The ban is clearly far beyond the CAS powers and does not correspond to the claim's subject-matter – WADA's claims against RUSADA. Neither the CAS powers nor the subject matter of the claim provide ground for imposing restrictions on foreign statesmen. The solution sought seems kind of an overture to test the CAS claims for a "new" status on the example of Russia and position itself as an organization equal to the UN. To date, such bans have not been adopted in relation to other countries. One can see the intention to create a precedent, which may become part of the CAS activities if the international community keeps silent, and then migrate to other industry-specific international organizations. Will such a trend improve international understanding, which is extremely distorted by various factors enough as it is? It stands to reason that there is a need for an extensive, thorough international discussion of CAS powers' content!

It is reasonable to ask how unbiased the CAS decision is in the capacity of the highest arbitration court in international sports. It should be noted that finding a balanced approach in the CAS solution is extremely difficult. It virtually reproduces WADA's peremptory statements. Once we extract the fundamental points from the decision's wording, it feels like CAS has simply legalized or, to put it bluntly, "rubberstamped" WADA's claims against RUSADA.
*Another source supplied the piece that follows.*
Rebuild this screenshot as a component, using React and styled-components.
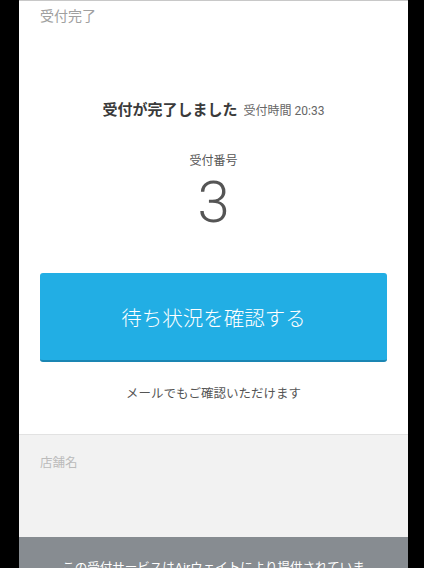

In other words, these claims have become legal within the CAS authority starting December 17. And what about the anti-Russian campaign WADA has been waging since 2016? Now that WADA has applied to CAS, it was not sure of its claims. For the Russian side, there is a reason to assess WADA-induced damage in 2016-2020, i.e. before the CAS decision. Thus, the campaign started by WADA caused Russia's unproductive expenses in 2016-2020. It is necessary to sum them up and to get comprehensively discounted, including expenses for training the athletes and losses from their non-participation. It should be kept in mind at the same time that compensation claims can be lodged at the opportune moment in relation to both organizations and specific individuals, regardless of whether they will hold any posts at that time.

In this regard, is it appropriate to consider the CAS judgment in relation to sports alone? It might be possible unless the present decision by the CAS, as well as WADA's previous ones blended seamlessly into the general political practice of sanctions that is being formed by the community of Western countries. There are good reasons to qualify decisions by CAS and WADA as a kind of sanctions. In this sense, we can talk about sanctions frenzy, which cannot be effaced from the memory of Western states. Probably, conspiracy theory lovers will find enough facts and time links in order to allow for CAS and WADA's discriminatory decisions against Russia. The above-mentioned actions have a common feature – the desire to discriminate against Russia.

It is also challenging that WADA itself is a powerful source of conspiracy theories against Russia. Its immediate competitor in this regard is an independent organization known as Billingcat. Being mutually complementary and encouraging, both compete in anti-Russian sentiment. Here it would be necessary to discover whether they do it consciously or by order. In the former case the international community should help them out of this certainly painful state, otherwise they may get around to absolute insanity. In the latter case they'd better clarify their status. In particular, it is preferable to view themselves as political consultancy as far as plotting conspiracy schemes is concerned. Simple and profitable.

Among other things, Billingcat comes back to memory for its love of geolocation data of certain people and their movements. It may be tempting to reveal Billingcat-style data on geolocation and movements of CAS and WADA officials, especially in terms of their contacts with representatives of Western agencies and politicians. But let's refrain from this. This "buy-in" will come into play later, at a well-chosen moment, letting us roll our eyes at the series of coincidences in the performance of CAS and WADA officials.

One is tempted to make retaliatory but not straightforward steps. If CAS and WADA treat Russian statesmen in a highly questionable manner, one shouldn't indulge in indignation alone – it is more forward-looking to rebuff officials with these organizations and those affiliated. To let the officials of CAS, WADA and their affiliated organizations visit Russia only as individuals over the next two years, bearing in mind that they will only be issued a tourist visa and treated as ordinary tourists, without contact options and not admitted to each and all public events.

The discriminatory decisions by CAS and WADA naturally complement the Western sanctions practice and gear up for the formation of a sanity index in international relations. Attitude towards Russia is becoming an index of international sanity, independence of individual politicians, organizations and countries.